Ravenscroft Students Leverage EP Training in the Wake of a Local Shooting

Photo: Six students sitting in a dialogue circle

“No matter where you stand on the role of guns in our lives, everyone can agree that this is a tragedy that no one wants to happen to any community. In order for our Ravenscroft community to build a foundation of deeper awareness and more complex understanding with each other about this topic, this space is here today for students to talk with each other.”

Student Dialogue Leader

On Thursday, October 13th, 2022, a fifteen year old boy shot and killed five people, injuring two others, on the Neuse River Greenway in Raleigh, NC.

The park where the shooting took place is located 25 miles from Ravenscroft School, an independent school that has collaborated with Essential Partners since 2020. Students at Ravenscroft Upper School, trained by Essential Partners in the skills of facilitation and dialogue, wanted to have a conversation in their school community about the role of guns. 

Many households in the Ravenscroft School Community contained firearms and the students knew that the issue can be highly polarizing. But they felt ready. Through training and coaching, EP had bolstered their skills. They had built the confidence to lead conversations about an issue like this, one where there are a range of views on the topic. 

Ravenscroft School first reached out to Essential Partners for help having conversations around the 2020 presidential election. They were concerned about the cohesion and resilience of their community in the face of fierce partisan polarization. Since then, EP has laid a foundation for the students and educators of Ravenscroft School to hold space for hard but crucial conversations about their values, their community, and the challenges they face together. 

“Deeper awareness and more complex understanding”

The day after the shooting, Ravenscroft dialogue leaders reached out to Essential Partners with goals, an outline, and a plan of action. Because they had already been trained in EP’s Reflective Structured Dialogue approach, the students and educators were able to quickly envision an intervention. 

They drew from the EP Guide to Dialogues on the Role of Guns as a starting point for their program design. With guidance from Essential Partners Associate Nadiya Brock, the student leaders were able to design a custom dialogue around the issue of guns that met the specific needs of the moment and their community. They crafted a set of prompts that invited mutual understanding and deep personal reflection, such as:

  • Share how the recent shooting has impacted your thinking about the issue of guns in the Triangle community. What’s important for others to understand about what is at the heart of this issue for you?
  • Where are the places where you feel conflicted or have questions about this issue? What are those tensions and/or what questions do you have?

On Wednesday, October 19th, less than a week after the shooting occurred, the students convened a Reflective Structured Dialogue. 

“Last week, five people in our community lost their lives when a 15 year old boy began shooting on the Neuse River Greenway Trail,” the leader began. “No matter where you stand on the role of guns in our lives, everyone can agree that this is a tragedy that no one wants to happen to any community.

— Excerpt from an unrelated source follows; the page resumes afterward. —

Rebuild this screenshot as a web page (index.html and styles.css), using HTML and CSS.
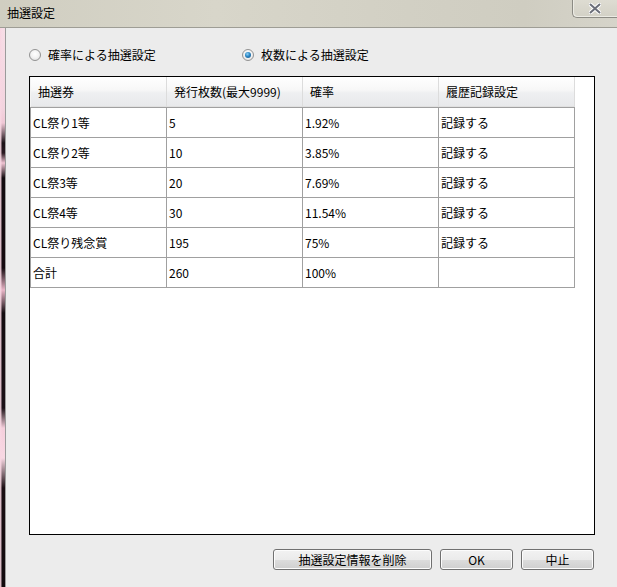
FILE: index.html
```html
<html>
  <head>
    <meta charset="utf-8" />
    <link rel="stylesheet" href="styles.css">
  </head>
  <body>
    <div class="window">
      <div class="titlebar">
        <span class="titlebar__text">抽選設定</span>
        <button class="titlebar__close" type="button">
          <svg width="12" height="11" viewBox="0 0 12 11"><path d="M1.5 1.5 L10.5 9.5 M10.5 1.5 L1.5 9.5" stroke="#fff" stroke-width="4" stroke-linecap="round"/><path d="M1.5 1.5 L10.5 9.5 M10.5 1.5 L1.5 9.5" stroke="#6b6e78" stroke-width="2" stroke-linecap="round"/></svg>
        </button>
      </div>
      <div class="frame">
        <div class="frame__edge"></div>
        <div class="client">
          <div class="modes">
            <label class="mode mode--first"><span class="radio"></span>確率による抽選設定</label>
            <label class="mode"><span class="radio radio--on"></span>枚数による抽選設定</label>
          </div>
          <div class="gridBox">
            <div class="grid__row grid__row--head">
              <div class="grid__head">抽選券</div>
              <div class="grid__head">発行枚数(最大9999)</div>
              <div class="grid__head">確率</div>
              <div class="grid__head">履歴記録設定</div>
            </div>
            <div class="grid__row grid__row--first">
              <div class="grid__cell">CL祭り1等</div>
              <div class="grid__cell">5</div>
              <div class="grid__cell">1.92%</div>
              <div class="grid__cell">記録する</div>
            </div>
            <div class="grid__row">
              <div class="grid__cell">CL祭り2等</div>
              <div class="grid__cell">10</div>
              <div class="grid__cell">3.85%</div>
              <div class="grid__cell">記録する</div>
            </div>
            <div class="grid__row">
              <div class="grid__cell">CL祭3等</div>
              <div class="grid__cell">20</div>
              <div class="grid__cell">7.69%</div>
              <div class="grid__cell">記録する</div>
            </div>
            <div class="grid__row">
              <div class="grid__cell">CL祭4等</div>
              <div class="grid__cell">30</div>
              <div class="grid__cell">11.54%</div>
              <div class="grid__cell">記録する</div>
            </div>
            <div class="grid__row">
              <div class="grid__cell">CL祭り残念賞</div>
              <div class="grid__cell">195</div>
              <div class="grid__cell">75%</div>
              <div class="grid__cell">記録する</div>
            </div>
            <div class="grid__row">
              <div class="grid__cell">合計</div>
              <div class="grid__cell">260</div>
              <div class="grid__cell">100%</div>
              <div class="grid__cell"></div>
            </div>
          </div>
          <div class="actions">
            <button class="button button--wide" type="button">抽選設定情報を削除</button>
            <button class="button" type="button">OK</button>
            <button class="button" type="button">中止</button>
          </div>
        </div>
      </div>
    </div>
  </body>
</html>
```

FILE: styles.css
```css
body {
  margin: 0;
  width: 617px;
  height: 587px;
  overflow: hidden;
  font-family: "Noto Sans CJK JP", "Liberation Sans", sans-serif;
  font-size: 12px;
  color: #000;
}

.window {
  display: flex;
  flex-direction: column;
  height: 587px;
}

.titlebar {
  height: 27px;
  border-bottom: 1px solid #9e9d95;
  display: flex;
  justify-content: space-between;
  align-items: flex-start;
  background: linear-gradient(to right, #d0cec1 0%, #d8d6ca 35%, #d3d1c5 60%, #cfcdc1 85%, #d6d4ca 100%);
}

.titlebar__text {
  padding: 5px 0 0 7px;
  line-height: 16px;
}

.titlebar__close {
  width: 45px;
  height: 18px;
  margin: 0;
  padding: 0;
  border: 1px solid #8c8b84;
  border-top: none;
  border-right: none;
  border-bottom-left-radius: 5px;
  box-shadow: inset 1px -1px 0 #ecebe4;
  background: linear-gradient(#dedcd2, #d3d1c6);
  display: flex;
  align-items: center;
  justify-content: center;
}

.frame {
  flex: 1;
  display: flex;
}

/* blurred desktop showing at the left of the window */
.frame__edge {
  width: 5px;
  border-right: 1px solid #9b9b9b;
  background:
    linear-gradient(to right, rgba(248, 214, 226, .95) 0, rgba(248, 214, 226, .8) 1px, transparent 2px),
    linear-gradient(#f7dde6 0, #f3d4df 80px, #f0c8d6 95px, #1a1015 115px, #2a1820 125px, #f0c4d3 135px, #120a0e 150px, #15090f 240px, #eab6c8 262px, #130b0f 285px, #1b1016 380px, #f5cfdc 400px, #f8d8e3 430px, #1a0d12 460px, #110a0d 560px);
}

.client {
  flex: 1;
  background-color: #ececec;
  padding: 20px 22px 0 23px;
  display: flex;
  flex-direction: column;
}

.modes {
  display: flex;
  height: 14px;
  align-items: center;
}

.mode {
  display: flex;
  align-items: center;
  gap: 7px;
  line-height: 14px;
}

.mode--first {
  width: 213px;
}

.radio {
  box-sizing: border-box;
  width: 12px;
  height: 12px;
  border-radius: 50%;
  border: 1px solid #929292;
  background: radial-gradient(circle at 50% 40%, #ffffff 0, #f2f2f2 50%, #d8d8d8 100%);
  display: flex;
  align-items: center;
  justify-content: center;
}

.radio--on::after {
  content: "";
  width: 6px;
  height: 6px;
  border-radius: 50%;
  background: radial-gradient(circle at 40% 35%, #8fd0f5 0, #2a86c4 45%, #1d4f7f 100%);
}

.gridBox {
  box-sizing: border-box;
  height: 459px;
  margin-top: 14px;
  border: 1px solid #000;
  background-color: #fff;
}

.grid__row {
  display: flex;
  width: 545px;
  box-sizing: border-box;
  border-left: 1px solid #a0a0a0;
}

.grid__row--head {
  border-left-color: #f3f3f3;
  height: 30px;
}

.grid__row--first .grid__cell {
  border-top: 1px solid #a0a0a0;
}

.grid__head {
  box-sizing: border-box;
  width: 136px;
  padding-left: 7px;
  line-height: 29px;
  border-right: 1px solid #dcdcdc;
  border-bottom: 1px solid #e0e0e0;
  background: linear-gradient(#ffffff 0, #f7f7f7 45%, #eeeff1 55%, #e8e9eb 100%);
}

.grid__cell {
  box-sizing: content-box;
  width: 133px;
  height: 29px;
  padding-left: 2px;
  line-height: 29px;
  border-right: 1px solid #a0a0a0;
  border-bottom: 1px solid #a0a0a0;
  white-space: nowrap;
}

.actions {
  display: flex;
  justify-content: flex-end;
  gap: 8px;
  margin-top: 14px;
  padding-right: 1px;
}

.button {
  box-sizing: border-box;
  width: 73px;
  height: 21px;
  margin: 0;
  padding: 0;
  font-family: "Noto Sans CJK JP", "Liberation Sans", sans-serif;
  font-size: 12px;
  color: #000;
  border: 1px solid #707070;
  border-radius: 3px;
  box-shadow: inset 0 0 0 1px #fcfcfc;
  background: linear-gradient(#f2f2f2 0, #ebebeb 50%, #dddddd 51%, #cfcfcf 100%);
}

.button--wide {
  width: 159px;
}
```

In order for our Ravenscroft community to build a foundation of deeper awareness and more complex understanding with each other about this topic, this space is here today for students to talk with each other.”

As ever, the purpose of the dialogue was not to persuade one another. They wanted to share their perspective with courage and listen deeply in this moment of grief, in order to better understand themselves, each other, and the larger community—so that this dialogue might make more difficult conversations and decisions possible.

The Potential of a Dialogic Culture

When Essential Partners collaborates with a school like Ravenscroft, the goal is to transform the way the community navigates their differences, especially in challenging moments. That might be a polarizing national event, such as a Presidential election, or a local tragedy, like this shooting.

Change happens when we empower the people who live, learn, work, and worship together in a community. We give people the opportunity to learn and practice the skills they need to hear and be heard, to help people feel they belong, to build relationships that can withstand the pressures of an increasingly fragmented nation.

Schools have invested in these skills can turn to them—and each other—in times of crisis.